Title: Monitoring population psychology through face data capturing and analysis
Team members:
- Jun Li   (U73344054, junli@bu.edu)
- Chengyuan E   (U40616733, ecyecy@bu.edu)
Date: 4/20/2020


Motivation

Since we went from tribalism to globalization, and with the development of computer vision techniques and computing power, we nowadays have the capability for understanding and analyzing human population’s psychology states when they are outside their homes. And such evolvement and possibility can show huge potential in plenty of fields, such as human psychology dynamic study, public healthcare, evolutionary theory, game theory, business profit potential, etc. But I in person definitely do not want this to be a controlling tool by the upper classes and the constructions that control the world. But the cable or so called NWO have already achieved such technology or even much beyond, so as this CS585 course, we are just creating this tool as our project, but not any further. So again, this project, It’s for understanding the people’s psychology in certain areas and time period and later correlate the result to the environmental features, whether it's natural or artificial. But this correlation would be outside this project. And then, as mentioned before, it has great potential to benefit the fields as mentioned here. The papers shown below are the ones that have been done by others and we took some knowledge to start our project also as a motivation.


Project Problem Definition

Monitor population psychology through face data capturing and analysis in a certain period of time within a certain area. Ideally to set up cameras on different areas and record the pedestrians to get their face images, and then analyze the facial features based on neural network and computer vision techniques combined to get the ‘emotion’ of each individual. And then apply it to our own algorithm to get the ‘psychology states’ or ‘scores’ for a certain area in a certain period of time.

Due to the current COV-19 situation, not many people on the street, and the only crowd on the street usually wears masks.
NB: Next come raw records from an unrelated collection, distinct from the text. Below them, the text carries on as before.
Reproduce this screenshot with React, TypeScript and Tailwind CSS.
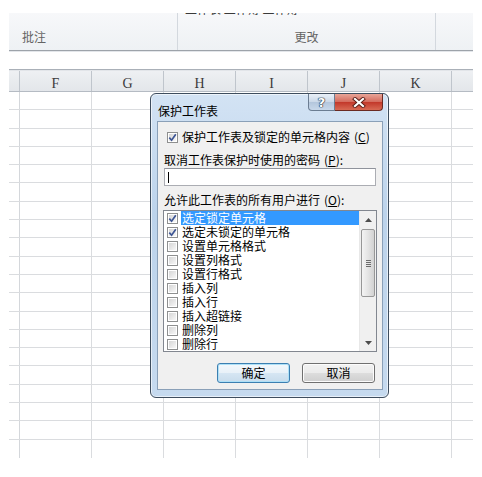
import React from "react";

const cols = ["F", "G", "H", "I", "J", "K"];

const items = [
    { label: "选定锁定单元格", checked: true, selected: true },
    { label: "选定未锁定的单元格", checked: true },
    { label: "设置单元格格式" },
    { label: "设置列格式" },
    { label: "设置行格式" },
    { label: "插入列" },
    { label: "插入行" },
    { label: "插入超链接" },
    { label: "删除列" },
    { label: "删除行" },
];

const cjk = "[font-family:'Microsoft_YaHei','Noto_Sans_CJK_SC',sans-serif]";

function Check({ checked }: { checked?: boolean }) {
    return (
        <span className="w-[11px] h-[11px] shrink-0 border border-[#8e8f8f] bg-white p-[1px] flex">
            <span className="flex-1 bg-[linear-gradient(135deg,#d6d6d6,#f7f7f7)] flex items-center justify-center">
                {checked && (
                    <svg width="9" height="9" viewBox="0 0 9 9" className="-m-[1px]">
                        <path d="M1.3 4.6 L3.6 7.2 L7.8 1.2" stroke="#3d5594" strokeWidth="1.7" fill="none" />
                    </svg>
                )}
            </span>
        </span>
    );
}

function Arrow({ up }: { up?: boolean }) {
    return (
        <svg width="7" height="4" viewBox="0 0 7 4">
            <path d={up ? "M0 4 L3.5 0 L7 4 Z" : "M0 0 L3.5 4 L7 0 Z"} fill="#4d4d4d" />
        </svg>
    );
}

function Mnemonic({ k }: { k: string }) {
    return (
        <span className="ml-[4px]">
            (<span className="underline underline-offset-1">{k}</span>)
        </span>
    );
}

export default function App() {
    return (
        <div className={`relative w-[482px] h-[477px] bg-white overflow-hidden ${cjk}`}>
            <div className="ml-[9px] w-[464px] pt-[13px]">
                {/* Ribbon groups */}
                <div className="h-[37px] flex bg-[linear-gradient(180deg,#f7f8fa,#eef1f4)]">
                    <div className="w-[169px] border-r border-[#d3d8de] flex items-end pb-[6px] pl-[13px] text-[12px] leading-[14px] text-[#646464]">
                        批注
                    </div>
                    <div className="w-[258px] border-r border-[#d3d8de] flex flex-col">
                        <div className="h-[3px] overflow-hidden pl-[7px]">
                            <div className="-mt-[11px] text-[12px] leading-[14px] text-[#3a3a3a]">工作表 工作簿 工作簿</div>
                        </div>
                        <div className="flex-1 flex items-end justify-center pb-[6px] text-[12px] leading-[14px] text-[#646464]">
                            更改
                        </div>
                    </div>
                    <div className="flex-1" />
                </div>
                <div className="h-[1px] bg-[#9da3aa]" />
                <div className="h-[1px] bg-[#e3e6ea]" />
                {/* Formula bar area */}
                <div className="h-[17px] bg-white" />
                <div className="h-[1px] bg-[#aab0b8]" />
                <div className="h-[1px] bg-[#e2e5e9]" />

                {/* Column headers */}
                <div className="h-[21px] flex bg-[linear-gradient(180deg,#eef0f3,#e3e6ea)] border-b border-[#b5bbc3] [font-family:'Liberation_Serif','DejaVu_Serif',serif] text-[14px] font-normal text-[#3a3a3a]">
                    <div className="w-[11px] border-r border-[#bfc5cc]" />
                    {cols.map((c) => (
                        <div key={c} className="w-[72px] border-r border-[#bfc5cc] flex items-center justify-center pt-[5px]">
                            {c}
                        </div>
                    ))}
                    <div className="flex-1" />
                </div>

                {/* Grid */}
                <div className="flex flex-col">
                    {Array.from({ length: 20 }).map((_, r) => (
                        <div key={r} className={`h-[18.3px] flex ${r < 19 ? "border-b border-[#dadcdf]" : ""}`}>
                            <div className="w-[11px] border-r border-[#d4d7db]" />
                            {cols.map((c) => (
                                <div key={c} className="w-[72px] border-r border-[#dadcdf]" />
                            ))}
                            <div className="flex-1" />
                        </div>
                    ))}
                </div>
            </div>

            {/* Protect sheet dialog */}
            <div className="absolute left-[150px] top-[93px] w-[239px] h-[305px] rounded-[6px] border border-[#3e4d5e] bg-[linear-gradient(180deg,#d3e3f4,#bcd3eb_40%,#c6daef)] flex flex-col shadow-[inset_0_0_0_1px_rgba(255,255,255,0.6)]">
                <div className="h-[27px] flex items-start">
                    <span className="pl-[7px] pt-[10px] text-[12px] leading-[14px] text-black">保护工作表</span>
                    <div className="ml-auto mr-[5px] flex">
                        <div className="w-[27px] h-[17px] rounded-bl-[4px] border border-t-0 border-[#6b7d92] bg-[linear-gradient(180deg,#e9f0f8,#cad8e8_50%,#b3c6dc_51%,#c8d8ea)] flex items-center justify-center">
                            <span className="[font-family:'DejaVu_Sans',sans-serif] font-bold text-[13px] leading-none text-white [text-shadow:0_0_1px_#26384c,0_0_1px_#26384c,0_0_1px_#26384c,0_0_1px_#26384c]">
                                ?
                            </span>
                        </div>
                        <div className="w-[48px] h-[17px] rounded-br-[4px] border border-t-0 border-l-0 border-[#6b2a22] bg-[linear-gradient(180deg,#e8a598,#d46a5c_50%,#c2372a_51%,#d86a54)] flex items-center justify-center">
                            <svg width="14" height="11" viewBox="0 0 14 11">
                                <path d="M3 2 L11 9 M11 2 L3 9" stroke="#5a1d16" strokeWidth="4" strokeLinecap="square" />
                                <path d="M3 2 L11 9 M11 2 L3 9" stroke="#ffffff" strokeWidth="2.2" strokeLinecap="square" />
                            </svg>
                        </div>
                    </div>
                </div>

                <div className="ml-[6px] w-[226px] mb-[7px] flex-1 border border-[#8aa0b8] bg-[#f0f0f0] flex flex-col pl-[6px] text-[12px] leading-[14px] text-black">
                    <div className="mt-[8px] h-[14px] flex items-center pl-[3px]">
                        <Check checked />
                        <span className="ml-[4px]">
                            保护工作表及锁定的单元格内容
                            <Mnemonic k="C" />
                        </span>
                    </div>
                    <div className="mt-[9px] h-[14px]">
                        取消工作表保护时使用的密码
                        <Mnemonic k="P" />:
                    </div>
                    <div className="mt-[1px] w-[212px] h-[18px] border border-[#abadb3] border-t-[#8f939c] bg-white flex items-center">
                        <span className="ml-[3px] w-[1px] h-[11px] bg-black" />
                    </div>
                    <div className="mt-[7px] h-[14px]">
                        允许此工作表的所有用户进行
                        <Mnemonic k="O" />:
                    </div>
                    <div className="mt-[3px] -ml-[1px] w-[214px] h-[142px] border border-[#828790] bg-white flex">
                        <div className="flex-1 flex flex-col">
                            {items.map((it) => (
                                <div key={it.label} className="h-[14px] flex items-center pl-[3px]">
                                    <Check checked={it.checked} />
                                    <span
                                        className={`ml-[3px] flex-1 h-[14px] pl-[1px] leading-[14px] ${
                                            it.selected ? "bg-[#3399ff] text-white" : ""
                                        }`}
                                    >
                                        {it.label}
                                    </span>
                                </div>
                            ))}
                        </div>
                        <div className="w-[17px] bg-[#f0f0f0] border-l border-[#e8e8e8] flex flex-col">
                            <div className="h-[17px] flex items-center justify-center">
                                <Arrow up />
                            </div>
                            <div className="mt-[1px] mx-[1px] h-[68px] rounded-[2px] border border-[#979797] bg-[linear-gradient(90deg,#f4f4f4,#e4e4e4_50%,#d2d2d2)] flex flex-col items-center justify-center gap-[1px]">
                                <span className="w-[5px] h-[1px] bg-[#6c6c6c]" />
                                <span className="w-[5px] h-[1px] bg-[#6c6c6c]" />
                                <span className="w-[5px] h-[1px] bg-[#6c6c6c]" />
                                <span className="w-[5px] h-[1px] bg-[#6c6c6c]" />
                            </div>
                            <div className="flex-1" />
                            <div className="h-[17px] flex items-center justify-center">
                                <Arrow />
                            </div>
                        </div>
                    </div>
                    <div className="mt-[11px] flex pl-[53px] gap-[12px]">
                        <button className="w-[73px] h-[20px] rounded-[3px] border border-[#3c7fb1] bg-[linear-gradient(180deg,#f3f8fc,#e8f1f8_50%,#d6e6f3_51%,#c8dcec)] shadow-[inset_0_0_0_1px_#aee0f7] text-[12px] leading-[14px] text-black">
                            确定
                        </button>
                        <button className="w-[73px] h-[20px] rounded-[3px] border border-[#707070] bg-[linear-gradient(180deg,#f2f2f2,#ebebeb_50%,#dddddd_51%,#cfcfcf)] shadow-[inset_0_0_0_1px_#fcfcfc] text-[12px] leading-[14px] text-black">
                            取消
                        </button>
                    </div>
                </div>
            </div>
        </div>
    );
}
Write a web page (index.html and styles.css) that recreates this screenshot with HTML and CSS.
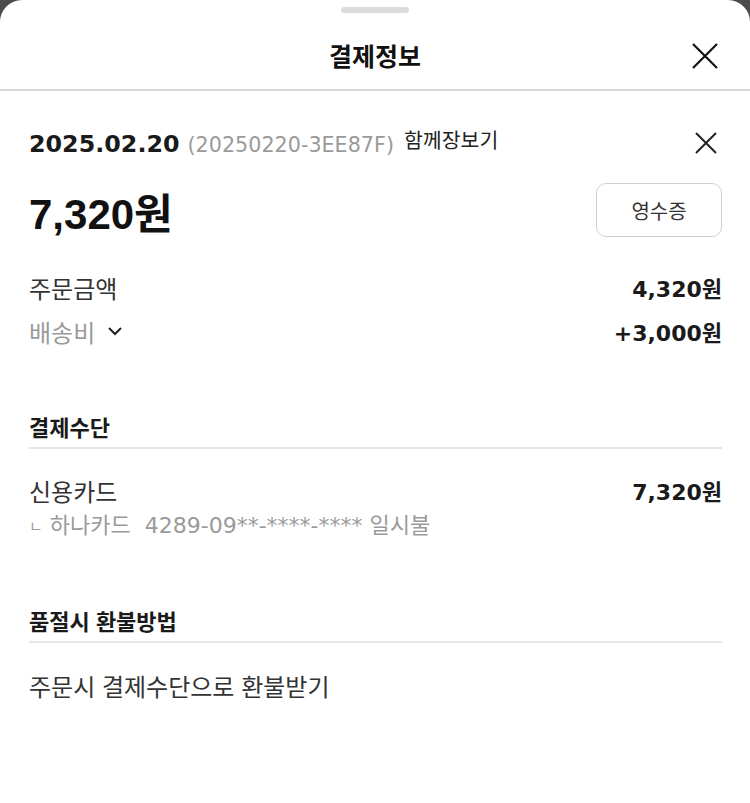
FILE: index.html
```html
<!DOCTYPE html>
<html lang="ko">
<head>
<meta charset="utf-8">
<title>결제정보</title>
<link rel="stylesheet" href="styles.css">
</head>
<body>
<div class="sheet">
  <div class="handle"></div>
  <header class="header">
    <h1 class="title">결제정보</h1>
    <button class="close-btn" aria-label="닫기">
      <svg width="26" height="26" viewBox="0 0 26 26"><path d="M1 1L25 25M25 1L1 25" stroke="#111" stroke-width="2.2" fill="none"/></svg>
    </button>
  </header>
  <main class="content">
    <div class="order-head">
      <div class="order-meta">
        <span class="date">2025.02.20</span>
        <span class="code">(20250220-3EE87F)</span>
        <span class="service">함께장보기</span>
      </div>
      <button class="small-close" aria-label="닫기">
        <svg width="22" height="22" viewBox="0 0 22 22"><path d="M1 1L21 21M21 1L1 21" stroke="#222" stroke-width="2" fill="none"/></svg>
      </button>
    </div>
    <div class="total-row">
      <span class="total">7,320원</span>
      <button class="receipt">영수증</button>
    </div>
    <div class="row first">
      <span class="label">주문금액</span>
      <span class="value">4,320원</span>
    </div>
    <div class="row">
      <span class="label muted">배송비
        <svg class="chev" width="16" height="10" viewBox="0 0 16 10"><path d="M2 2L8 8L14 2" stroke="#222" stroke-width="2" fill="none"/></svg>
      </span>
      <span class="value">+3,000원</span>
    </div>

    <section class="section pay">
      <h2 class="section-title">결제수단</h2>
      <div class="row card-row">
        <span class="label">신용카드</span>
        <span class="value">7,320원</span>
      </div>
      <div class="sub"><span class="jamo">ㄴ</span> 하나카드&nbsp; 4289-09**-****-**** 일시불</div>
    </section>

    <section class="section refund">
      <h2 class="section-title">품절시 환불방법</h2>
      <div class="row refund-row">
        <span class="label">주문시 결제수단으로 환불받기</span>
      </div>
    </section>
  </main>
</div>
</body>
</html>
```
FILE: styles.css
```css
* { box-sizing: border-box; }
html, body { margin: 0; padding: 0; }
body {
  background: #4b4b4b;
  font-family: "DejaVu Sans", "Noto Sans CJK KR", sans-serif;
  color: #222;
  height: 803px;
  overflow: hidden;
}
.sheet {
  background: #fff;
  border-radius: 22px 22px 0 0;
  height: 803px;
  padding-top: 7px;
  position: relative;
}
.handle {
  width: 68px;
  height: 6px;
  border-radius: 3px;
  background: #dcdcdc;
  margin: 0 auto;
}
.header {
  height: 78px;
  padding-top: 8px;
  display: flex;
  align-items: center;
  justify-content: center;
  border-bottom: 2px solid #d7dbde;
  position: relative;
}
.title {
  margin: 0;
  font-family: "Noto Sans CJK KR", sans-serif;
  font-size: 25px;
  font-weight: 700;
  color: #111;
  line-height: 34px;
}
.close-btn {
  position: absolute;
  right: 32px;
  top: 30px;
  border: 0;
  background: none;
  padding: 0;
  width: 26px;
  height: 26px;
}
.close-btn svg, .small-close svg { display: block; }
.content {
  padding: 0 28px 0 29px;
}
.order-head {
  display: flex;
  justify-content: space-between;
  align-items: center;
  margin-top: 37px;
  height: 30px;
}
.order-meta {
  display: flex;
  align-items: baseline;
}
.date {
  font-size: 23.8px;
  font-weight: 700;
  color: #1a1a1a;
}
.code {
  font-size: 20.7px;
  color: #9a9a9a;
  margin-left: 8px;
}
.service {
  font-family: "Noto Sans CJK KR", sans-serif;
  font-size: 20.5px;
  color: #222;
  margin-left: 10px;
  position: relative;
  top: -4px;
}
.small-close {
  border: 0;
  background: none;
  padding: 0;
  margin-right: 5px;
  width: 22px;
  height: 22px;
}
.total-row {
  display: flex;
  justify-content: space-between;
  align-items: center;
  margin-top: 24px;
  height: 56px;
}
.total {
  font-family: "Liberation Sans", "Noto Sans CJK KR", sans-serif;
  font-size: 42px;
  font-weight: 700;
  color: #111;
}
.receipt {
  width: 126px;
  height: 54px;
  border: 1.5px solid #d0d0d0;
  border-radius: 10px;
  background: #fff;
  font-family: "Noto Sans CJK KR", sans-serif;
  font-size: 20px;
  color: #333;
  padding: 0;
}
.row {
  display: flex;
  justify-content: space-between;
  align-items: center;
  height: 44px;
}
.row.first { margin-top: 27px; }
.label {
  font-family: "Noto Sans CJK KR", sans-serif;
  font-size: 24px;
  color: #333;
  display: flex;
  align-items: center;
}
.label.muted { color: #9a9a9a; }
.chev { margin-left: 12px; }
.value {
  font-size: 22px;
  font-weight: 700;
  color: #1a1a1a;
}
.section-title {
  margin: 0;
  font-family: "Noto Sans CJK KR", sans-serif;
  font-size: 22px;
  font-weight: 700;
  color: #1a1a1a;
  height: 46px;
  padding-top: 6px;
  line-height: 34px;
  border-bottom: 2px solid #e6e6e6;
}
.pay { margin-top: 50px; }
.card-row { margin-top: 20px; height: 42px; }
.sub {
  font-size: 22px;
  color: #9a9a9a;
  height: 30px;
  line-height: 30px;
  white-space: nowrap;
}
.jamo {
  font-family: "Noto Sans CJK KR", sans-serif;
  font-size: 15px;
  vertical-align: 1px;
}
.refund { margin-top: 56px; }
.refund-row { margin-top: 20px; }
```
So it creates difficulties to get an ideal result because of the sparse population density and the covered faces. Instead, we decide to use videos of walking in different cities which contain passengers, which is a close simulation of our data source.


Data source

First-person youtube videos where the youtubers hold their camera, walk in different cities such as NYC, Moscow, Miami to record pedestrians and views. In those videos, pedestrians have relatively clear facial features, moderate distance to the camera, and trivial camera shakes.

Some example videos can be reached by the following URLs:

https://www.youtube.com/watch?v=aSyipwo0BzA

https://www.youtube.com/watch?v=HP8mnRQw0yk

https://www.youtube.com/watch?v=o9H08lCCV-U&t=1s


Methods

  1. Preprocess the videos: capture frames from video by OpenCV
  2. Analyze frames
    1. Face detection phase
      • Haar Feature-based Cascade Classifiers, using OpenCV
      • 'face_recognition', a Third-party library by Adam Geitgey, using HOG method
    2. Facial emotion analysis
      • Dataset: FER2013 by Kaggle
      • Deep learning method:
        • Reshape detected faces into 48x48
        • Train on a deep CNN created by us
        • Classify facial emotions into 7 classes
        • Around 65% accuracy
      • Draw accumulative psycology state/score on the frame
  3. Rebuild video: Rebuild video by frames generated by face detection phase

Results Summary

Generated result for NYC.mp4

Generated result for Paris.mp4

Generated result for Moscow_1.mp4

Generated result for Moscow_2.mp4

Generated result for Moscow_3.mp4


Discussion

  1. Results are relatively good
  2. Accuracy for facial emotion analysis could be improved (find better dataset for model training)
  3. Need to train model in advance (this could spend some time and computation)
  4. Have better result on fixed camera (less blurry faces)
  5. Use tracking methods to achieve psycology state for each person in the video

Conclusion

Our tool generated intuitively good result. And more reasearches are needed to give more quantitive result(mapping from statistics to a certain score)